Records with interface code:
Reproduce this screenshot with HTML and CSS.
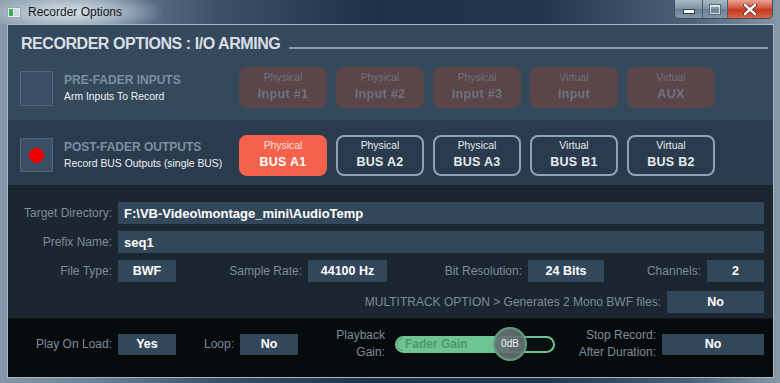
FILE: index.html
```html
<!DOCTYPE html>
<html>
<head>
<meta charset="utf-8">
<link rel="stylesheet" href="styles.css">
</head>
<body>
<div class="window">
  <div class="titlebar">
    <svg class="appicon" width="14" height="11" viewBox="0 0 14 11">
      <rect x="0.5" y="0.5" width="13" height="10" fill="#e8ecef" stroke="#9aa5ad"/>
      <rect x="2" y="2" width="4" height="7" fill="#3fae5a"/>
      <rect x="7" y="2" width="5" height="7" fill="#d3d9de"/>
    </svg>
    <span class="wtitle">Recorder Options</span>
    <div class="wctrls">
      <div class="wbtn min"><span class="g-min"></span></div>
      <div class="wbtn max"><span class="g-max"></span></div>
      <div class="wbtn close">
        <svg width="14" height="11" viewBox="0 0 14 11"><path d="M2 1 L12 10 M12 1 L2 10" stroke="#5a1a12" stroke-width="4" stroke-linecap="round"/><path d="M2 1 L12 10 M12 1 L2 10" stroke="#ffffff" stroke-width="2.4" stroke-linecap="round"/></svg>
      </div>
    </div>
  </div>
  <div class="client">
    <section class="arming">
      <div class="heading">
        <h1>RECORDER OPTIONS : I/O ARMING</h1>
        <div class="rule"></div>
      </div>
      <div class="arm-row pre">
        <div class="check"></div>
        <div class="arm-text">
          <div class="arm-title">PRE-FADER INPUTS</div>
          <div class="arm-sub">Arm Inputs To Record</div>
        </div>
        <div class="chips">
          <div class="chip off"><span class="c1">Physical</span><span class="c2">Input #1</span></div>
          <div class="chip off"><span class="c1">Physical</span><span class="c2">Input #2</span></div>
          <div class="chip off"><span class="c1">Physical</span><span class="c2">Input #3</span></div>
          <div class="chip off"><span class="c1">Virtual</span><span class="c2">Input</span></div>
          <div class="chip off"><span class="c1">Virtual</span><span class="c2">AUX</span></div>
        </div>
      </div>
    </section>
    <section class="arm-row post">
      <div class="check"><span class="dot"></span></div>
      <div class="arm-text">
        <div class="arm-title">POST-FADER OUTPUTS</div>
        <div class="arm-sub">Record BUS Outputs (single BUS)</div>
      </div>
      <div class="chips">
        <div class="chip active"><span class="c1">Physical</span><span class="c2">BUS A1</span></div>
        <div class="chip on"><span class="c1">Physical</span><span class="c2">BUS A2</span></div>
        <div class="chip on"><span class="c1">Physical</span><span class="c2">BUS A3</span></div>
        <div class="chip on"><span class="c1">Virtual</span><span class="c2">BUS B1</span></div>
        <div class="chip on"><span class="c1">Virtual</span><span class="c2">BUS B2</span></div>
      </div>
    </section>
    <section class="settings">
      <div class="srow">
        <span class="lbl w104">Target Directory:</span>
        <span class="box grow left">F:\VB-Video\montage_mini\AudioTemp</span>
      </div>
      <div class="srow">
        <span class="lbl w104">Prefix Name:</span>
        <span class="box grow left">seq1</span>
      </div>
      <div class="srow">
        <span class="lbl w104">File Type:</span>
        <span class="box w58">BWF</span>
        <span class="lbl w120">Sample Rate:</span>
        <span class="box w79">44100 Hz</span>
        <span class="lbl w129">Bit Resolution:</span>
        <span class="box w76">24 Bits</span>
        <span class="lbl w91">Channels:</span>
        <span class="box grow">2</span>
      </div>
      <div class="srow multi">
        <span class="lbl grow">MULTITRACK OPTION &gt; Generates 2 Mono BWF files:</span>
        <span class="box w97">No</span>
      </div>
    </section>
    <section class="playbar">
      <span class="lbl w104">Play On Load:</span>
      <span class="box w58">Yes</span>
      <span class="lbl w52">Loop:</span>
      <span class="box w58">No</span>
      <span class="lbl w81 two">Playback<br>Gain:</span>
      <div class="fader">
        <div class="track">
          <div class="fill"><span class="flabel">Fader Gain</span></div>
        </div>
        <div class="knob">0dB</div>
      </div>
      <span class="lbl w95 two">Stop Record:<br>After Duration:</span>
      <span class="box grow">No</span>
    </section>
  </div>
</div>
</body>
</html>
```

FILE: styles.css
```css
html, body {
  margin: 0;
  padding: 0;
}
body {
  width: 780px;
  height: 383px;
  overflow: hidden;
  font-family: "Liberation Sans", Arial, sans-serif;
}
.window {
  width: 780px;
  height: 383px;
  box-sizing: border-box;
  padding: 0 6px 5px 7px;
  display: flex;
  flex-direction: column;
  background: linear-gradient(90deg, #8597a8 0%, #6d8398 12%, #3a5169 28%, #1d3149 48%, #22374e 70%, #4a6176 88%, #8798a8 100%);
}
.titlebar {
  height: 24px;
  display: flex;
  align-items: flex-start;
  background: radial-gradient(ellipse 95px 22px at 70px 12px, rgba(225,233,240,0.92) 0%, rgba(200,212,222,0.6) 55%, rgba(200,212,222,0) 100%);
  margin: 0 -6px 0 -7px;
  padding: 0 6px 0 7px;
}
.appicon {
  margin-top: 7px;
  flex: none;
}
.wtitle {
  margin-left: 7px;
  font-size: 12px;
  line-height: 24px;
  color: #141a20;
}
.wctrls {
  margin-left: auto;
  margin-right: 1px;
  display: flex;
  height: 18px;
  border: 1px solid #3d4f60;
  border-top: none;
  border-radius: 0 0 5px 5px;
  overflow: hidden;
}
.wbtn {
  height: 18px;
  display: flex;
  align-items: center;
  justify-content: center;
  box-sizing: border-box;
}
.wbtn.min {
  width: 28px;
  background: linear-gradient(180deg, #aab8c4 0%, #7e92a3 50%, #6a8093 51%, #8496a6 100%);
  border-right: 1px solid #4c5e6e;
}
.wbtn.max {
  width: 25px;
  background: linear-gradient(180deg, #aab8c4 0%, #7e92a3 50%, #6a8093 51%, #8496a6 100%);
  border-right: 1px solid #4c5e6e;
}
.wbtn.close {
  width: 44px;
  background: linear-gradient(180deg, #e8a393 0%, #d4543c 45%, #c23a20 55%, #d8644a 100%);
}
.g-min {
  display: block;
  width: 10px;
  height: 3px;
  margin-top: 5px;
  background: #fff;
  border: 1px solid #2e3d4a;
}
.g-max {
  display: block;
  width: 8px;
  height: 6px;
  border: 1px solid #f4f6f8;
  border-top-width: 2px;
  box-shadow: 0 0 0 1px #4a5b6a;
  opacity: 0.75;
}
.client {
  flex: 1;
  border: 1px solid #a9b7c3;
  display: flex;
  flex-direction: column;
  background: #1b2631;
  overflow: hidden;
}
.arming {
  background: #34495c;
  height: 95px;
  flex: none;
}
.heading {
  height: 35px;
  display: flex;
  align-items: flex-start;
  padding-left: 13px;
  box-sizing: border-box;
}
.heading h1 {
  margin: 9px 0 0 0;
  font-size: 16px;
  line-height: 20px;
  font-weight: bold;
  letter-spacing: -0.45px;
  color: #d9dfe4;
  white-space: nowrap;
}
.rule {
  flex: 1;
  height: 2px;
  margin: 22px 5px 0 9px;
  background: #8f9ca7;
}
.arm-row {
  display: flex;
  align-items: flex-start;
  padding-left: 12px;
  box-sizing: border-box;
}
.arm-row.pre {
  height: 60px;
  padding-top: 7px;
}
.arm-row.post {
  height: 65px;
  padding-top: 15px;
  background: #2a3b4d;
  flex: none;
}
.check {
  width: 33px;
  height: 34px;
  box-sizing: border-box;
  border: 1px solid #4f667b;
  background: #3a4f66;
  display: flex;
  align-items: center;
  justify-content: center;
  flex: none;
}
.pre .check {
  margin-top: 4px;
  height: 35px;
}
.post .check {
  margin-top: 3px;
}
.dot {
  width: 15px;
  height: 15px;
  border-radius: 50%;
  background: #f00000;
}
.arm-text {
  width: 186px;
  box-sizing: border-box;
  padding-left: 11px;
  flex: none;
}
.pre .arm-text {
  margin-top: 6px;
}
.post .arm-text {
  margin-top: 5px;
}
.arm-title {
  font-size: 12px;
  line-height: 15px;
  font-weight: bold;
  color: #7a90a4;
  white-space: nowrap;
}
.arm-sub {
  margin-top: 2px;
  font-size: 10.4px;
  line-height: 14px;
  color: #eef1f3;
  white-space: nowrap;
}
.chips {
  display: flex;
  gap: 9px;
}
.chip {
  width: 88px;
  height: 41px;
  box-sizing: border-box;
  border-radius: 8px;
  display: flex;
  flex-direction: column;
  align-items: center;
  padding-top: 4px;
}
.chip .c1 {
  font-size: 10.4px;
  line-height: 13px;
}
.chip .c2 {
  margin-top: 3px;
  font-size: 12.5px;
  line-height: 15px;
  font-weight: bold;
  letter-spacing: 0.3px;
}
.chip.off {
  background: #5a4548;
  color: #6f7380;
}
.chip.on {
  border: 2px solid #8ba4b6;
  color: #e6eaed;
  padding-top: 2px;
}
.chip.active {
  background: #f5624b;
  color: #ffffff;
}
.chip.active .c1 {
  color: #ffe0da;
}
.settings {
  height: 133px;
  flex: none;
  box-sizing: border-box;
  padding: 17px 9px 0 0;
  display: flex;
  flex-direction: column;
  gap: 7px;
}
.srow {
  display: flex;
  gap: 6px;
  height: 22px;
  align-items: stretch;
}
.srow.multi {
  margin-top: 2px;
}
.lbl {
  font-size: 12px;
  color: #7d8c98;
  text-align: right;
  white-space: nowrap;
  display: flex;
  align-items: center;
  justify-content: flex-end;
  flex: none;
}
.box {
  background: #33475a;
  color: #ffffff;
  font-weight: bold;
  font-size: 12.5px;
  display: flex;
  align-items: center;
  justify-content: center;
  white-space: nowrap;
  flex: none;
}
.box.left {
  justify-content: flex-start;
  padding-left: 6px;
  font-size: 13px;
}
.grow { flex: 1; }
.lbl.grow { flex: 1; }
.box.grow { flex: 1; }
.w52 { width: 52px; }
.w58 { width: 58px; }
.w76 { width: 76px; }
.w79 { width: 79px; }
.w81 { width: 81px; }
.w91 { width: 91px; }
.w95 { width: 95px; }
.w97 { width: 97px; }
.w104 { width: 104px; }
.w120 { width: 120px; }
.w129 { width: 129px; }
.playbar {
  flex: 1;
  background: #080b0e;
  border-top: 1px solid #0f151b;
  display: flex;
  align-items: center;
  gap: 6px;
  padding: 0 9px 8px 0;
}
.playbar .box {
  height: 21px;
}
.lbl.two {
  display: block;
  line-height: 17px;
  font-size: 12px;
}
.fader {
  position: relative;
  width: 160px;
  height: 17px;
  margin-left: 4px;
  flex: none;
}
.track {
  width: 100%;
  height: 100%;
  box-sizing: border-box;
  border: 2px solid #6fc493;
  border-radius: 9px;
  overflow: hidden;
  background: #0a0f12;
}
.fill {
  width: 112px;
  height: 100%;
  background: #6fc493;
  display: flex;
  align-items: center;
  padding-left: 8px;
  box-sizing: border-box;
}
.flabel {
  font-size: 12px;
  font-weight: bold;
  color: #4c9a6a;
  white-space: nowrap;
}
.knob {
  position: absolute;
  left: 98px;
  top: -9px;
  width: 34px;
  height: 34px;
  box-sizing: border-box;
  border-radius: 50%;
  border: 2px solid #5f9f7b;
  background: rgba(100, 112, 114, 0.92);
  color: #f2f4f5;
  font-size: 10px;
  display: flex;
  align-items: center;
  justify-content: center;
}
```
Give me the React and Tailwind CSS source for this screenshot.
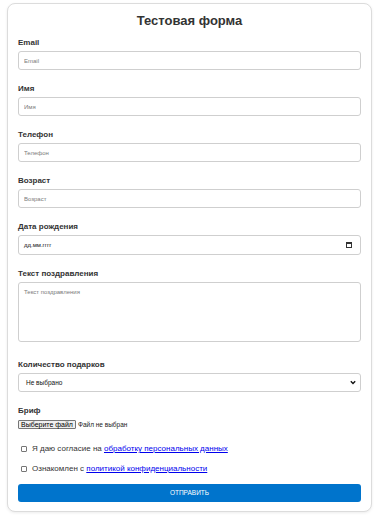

* **OBJECTIVE**: State how many lines in the entries above include the word "screenshot"; reply with the number alone.

* **ANSWER TO THE EXERCISE**: 2